Arap Baharı’nın ciddi bir enerji boyutu var. Petrol, gaz, su... Bunları da katmadan resmin bütünü algılanamaz.
Petrolün yakın dönemde Süveyş Krizi’nden Yom Kippur’a, Kuveyt’in Saddam, Irak’ın da ABD tarafından işgalinin nedenlerinden olduğunu biliyoruz.
Suriye meselesine su politikaları-hidropolitik üzerinden de bakmak gerek. Su güvenliği birinci derecede önemli İsrail için. Bölgede bir “su kartı” varsa, onu sadece Türkiye değil, başkaları da oynamak ister. Türkiye ile Suriye ve Irak arasına tampon Kürt bölgesi yerleştirmek, eski Başbakan İzak Şamir’in bu satırların yazarına daha 1984 yılında, Brüksel’deki bir basın toplantısında açıkça söylediği bir İsrail politikasıydı.
Geçen hafta Marmara Grubu’nun düzenleyeceği 16’ncı Avrasya Zirvesi’nin “Arap Baharı Tüketicinin Sert Kışı mı Olacak?” başlıklı hazırlık toplantısına katıldım. Burada eski Enerji Bakanı Hilmi Güler’i dinledik. Enerji sektörü için iki anahtar kelimeden söz etti Güler; dürüstlük ve şeffaflık. Bunların ikisi de yok. İşimiz zor.
***
ABD’deki düşünce kuruluşlarından Uluslararası Stratejik Araştırmalar Merkezi CSIS’nin Türkiye Direktörü Bülent Ali Rıza, ABD’nin son dönem Ortadoğu’ya yaklaşımını özetlerken W. Bush’un Dışişleri Bakanı Condoleezza Rice’ın 2005 Ankara ziyaretini ve Kahire konuşmasını anımsattı. İki beklenti dile getirmişti Rice: Birincisi ABD ve Batı ile dostane ilişkiler içinde olunması. İkincisi ise uluslararası finansal sistem ve IMF ile işbirliği yapılması.
Karşılığında da ABD ılımlı İslamcıları destekleyecekti. Ancak ABD radikalleri de destekledi. Radikallere göz yumulması Amerikan çıkarlarına hizmet ediyordu. Bugün Amerikan yönetimi içinde bunun gerekli olduğunu düşünenler var.
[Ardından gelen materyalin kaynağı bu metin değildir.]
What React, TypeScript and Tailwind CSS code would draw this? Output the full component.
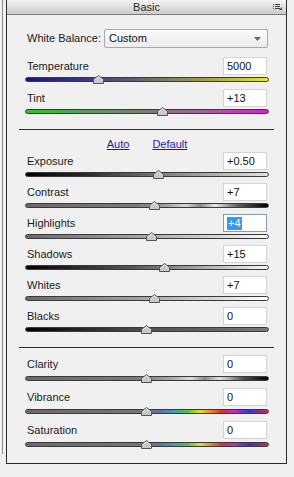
import React from 'react';

interface SliderProps {
  label: string;
  value: string;
  pos: number;
  track: string;
  gap?: string;
  selected?: boolean;
}

const TRACKS = {
  temp: 'bg-[linear-gradient(to_right,#16167a_0%,#3a3a82_25%,#6c6c6c_50%,#a0a050_75%,#e8e820_100%)]',
  tint: 'bg-[linear-gradient(to_right,#2cc42c_0%,#5a9a5a_25%,#7a7a7a_50%,#a060a0_75%,#e020c8_100%)]',
  exposure: 'bg-[linear-gradient(to_right,#000_0%,#2a2a2a_25%,#7a7a7a_55%,#e4e4e4_100%)]',
  contrast:
    'bg-[linear-gradient(to_right,#6a6a6a_0%,#7a7a7a_45%,#a0a0a0_58%,#d8d8d8_66%,#8a8a8a_72%,#e8e8e8_78%,#5a5a5a_88%,#000_100%)]',
  highlights: 'bg-[linear-gradient(to_right,#6a6a6a_0%,#9a9a9a_40%,#fafafa_100%)]',
  shadows: 'bg-[linear-gradient(to_right,#000_0%,#5a5a5a_45%,#fafafa_100%)]',
  whites: 'bg-[linear-gradient(to_right,#6a6a6a_0%,#a0a0a0_45%,#ffffff_100%)]',
  blacks: 'bg-[linear-gradient(to_right,#000_0%,#4a4a4a_45%,#7a7a7a_100%)]',
  clarity:
    'bg-[linear-gradient(to_right,#6a6a6a_0%,#7a7a7a_45%,#a8a8a8_60%,#dcdcdc_68%,#8a8a8a_74%,#e4e4e4_80%,#505050_90%,#000_100%)]',
  color:
    'bg-[linear-gradient(to_right,#6a6a6a_0%,#767676_48%,#5a74a8_56%,#3aa8a8_62%,#5ac040_67%,#e0e030_72%,#e08028_77%,#d83030_81%,#c030c0_86%,#3038c8_92%,#d02858_100%)]',
};

function Thumb({ left }: { left: number }) {
  return (
    <svg
      width="11"
      height="9"
      viewBox="0 0 11 9"
      className="absolute top-[-2px]"
      style={{ left: left - 5 }}
    >
      <path
        d="M0.5 8.5 L0.5 4.5 L5.5 0.5 L10.5 4.5 L10.5 8.5 Z"
        fill="#c8c8c8"
        stroke="#555"
        strokeWidth="1"
      />
      <path d="M1.5 5 L5.5 1.8 L9.5 5" fill="none" stroke="#e8e8e8" strokeWidth="1" />
    </svg>
  );
}

function SliderRow({ label, value, pos, track, gap = 'mt-[2px]', selected }: SliderProps) {
  return (
    <div className="flex flex-col">
      <div className="flex items-center justify-between h-[18px]">
        <span className="pl-[2px] text-[11px] text-[#1a1a1a]">{label}</span>
        <div
          className={`mr-[2px] w-[44px] h-[18px] bg-white border flex items-center pl-[3px] text-[11px] ${
            selected ? 'border-[#7f9db9]' : 'border-[#d4d4d4]'
          }`}
        >
          {selected ? (
            <span className="bg-[#3399ff] text-white leading-[13px] px-[1px]">{value}</span>
          ) : (
            <span className="text-[#111]">{value}</span>
          )}
        </div>
      </div>
      <div className={`relative h-[5px] ${gap}`}>
        <div className={`h-[5px] rounded-full border border-[#3a3a3a] ${track}`} />
        <Thumb left={pos - 25} />
      </div>
    </div>
  );
}

export default function App() {
  return (
    <div
      className="w-[294px] h-[477px] bg-[#f0f0f0] flex overflow-hidden"
      style={{ fontFamily: '"Liberation Sans", Arial, sans-serif' }}
    >
      <div className="w-[6px] shrink-0 pl-[2px]">
        <div className="w-px h-[454px] bg-[#8c8c8c]" />
      </div>

      <div className="w-[281px] h-[464px] shrink-0 border-l border-r border-b border-[#2c2c2c] bg-[#f0f0f0] flex flex-col">
        <div className="relative h-[15px] border-b border-[#7a7a7a] bg-[linear-gradient(to_bottom,#f4f4f4,#cbcbcb)] flex items-center justify-center">
          <span className="text-[11px] leading-[14px] text-[#2a2a2a]">Basic</span>
          <svg width="10" height="7" viewBox="0 0 10 7" className="absolute right-[3px] top-[4px]">
            <rect x="0" y="0" width="1" height="1" fill="#444" />
            <rect x="2" y="0" width="5" height="1" fill="#444" />
            <rect x="0" y="2" width="1" height="1" fill="#444" />
            <rect x="2" y="2" width="5" height="1" fill="#444" />
            <rect x="0" y="4" width="1" height="1" fill="#444" />
            <rect x="2" y="4" width="5" height="1" fill="#444" />
            <path d="M9 3 L9 6 L6 6 Z" fill="#444" />
          </svg>
        </div>

        <div className="pl-[18px] pr-[17px] flex flex-col">
          <div className="flex items-center mt-[14px] h-[19px]">
            <span className="pl-[2px] text-[11px] text-[#1a1a1a]">White Balance:</span>
            <div className="ml-auto mr-[1px] w-[164px] h-[19px] rounded-[2px] border border-[#a8a8a8] bg-[linear-gradient(to_bottom,#fafafa,#ececec)] flex items-center justify-between pl-[4px] pr-[6px]">
              <span className="text-[11px] text-[#111]">Custom</span>
              <svg width="7" height="4" viewBox="0 0 7 4">
                <path d="M0 0 L7 0 L3.5 4 Z" fill="#6a6a6a" />
              </svg>
            </div>
          </div>

          <div className="flex flex-col gap-[7px] mt-[9px]">
            <SliderRow label="Temperature" value="5000" pos={98} track={TRACKS.temp} />
            <SliderRow label="Tint" value="+13" pos={162} track={TRACKS.tint} />
          </div>
        </div>

        <div className="mx-[12px] mt-[15px] h-px bg-[#2c2c2c]" />

        <div className="pl-[18px] pr-[17px] flex flex-col">
          <div className="h-[22px] pt-[8px] flex justify-center gap-[23px] text-[11px] leading-[12px] text-[#1c1ca8]">
            <span className="underline">Auto</span>
            <span className="underline">Default</span>
          </div>

          <div className="flex flex-col gap-[6px]">
            <SliderRow label="Exposure" value="+0.50" pos={158} track={TRACKS.exposure} />
            <SliderRow label="Contrast" value="+7" pos={154} track={TRACKS.contrast} />
            <SliderRow label="Highlights" value="+4" pos={151} track={TRACKS.highlights} selected />
            <SliderRow label="Shadows" value="+15" pos={164} track={TRACKS.shadows} />
            <SliderRow label="Whites" value="+7" pos={154} track={TRACKS.whites} />
            <SliderRow label="Blacks" value="0" pos={146} track={TRACKS.blacks} />
          </div>
        </div>

        <div className="mx-[12px] mt-[15px] h-px bg-[#2c2c2c]" />

        <div className="pl-[18px] pr-[17px] flex flex-col gap-[7px] mt-[7px]">
          <SliderRow label="Clarity" value="0" pos={146} track={TRACKS.clarity} gap="mt-[3px]" />
          <SliderRow label="Vibrance" value="0" pos={146} track={TRACKS.color} gap="mt-[3px]" />
          <SliderRow label="Saturation" value="0" pos={146} track={TRACKS.color} gap="mt-[3px]" />
        </div>
      </div>
    </div>
  );
}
Libya’da ABD büyükelçisinin öldürülmesi bir mihenk taşı olabilir. Libya olayı ABD’nin radikallere verdiği desteği geri çektirecek mi, göreceğiz.
Türkiye hükümeti açısından Suriye meselesine kadar sorun çıkmadı. Bugün ise Başbakan Erdoğan, Türkiye’yi yalnız bıraktığı için CNN International’da ABD’yi Christian Amanpour’a şikâyet etti.
Arap Baharı, güvenli ve aralıksız enerji akışı kuralını bozdu. Petrol ve gazda yüzde 90’ların üzerinde dışa bağımlı Türkiye, 2023 yılında dünyanın 10’uncu büyük ekonomisi olmayı hedeflerken enerji güvenliği yok!
Tam da bu noktada Türkiye’ye enerji sağlamada kilit ülkenin İran olduğu gerçeği karşımıza çıkıyor. Şu anda Suriye’de İran Esad’ın, Türkiye ise muhaliflerin arkasında ve iki ülke karşı karşıya. İsrail Başbakanı Netanyahu’nun, eski arkadaşı ABD Başkan adayı Romney’e seçim kampanyasında destek için İran’a bir füzecik gönderebileceğini söyleyen var.
Olan biteni ABD seçimleriyle de irtibatlandırdığımızda Ortadoğu’da taşların yerinden oynayacağını söylemek mümkün. İran çok büyük bir soruna dönüşebilir.
Bütün bunlar Türkiye’nin stratejik kurgusunu ve pozisyonunu yeniden gözden geçirmesini gerektiriyor.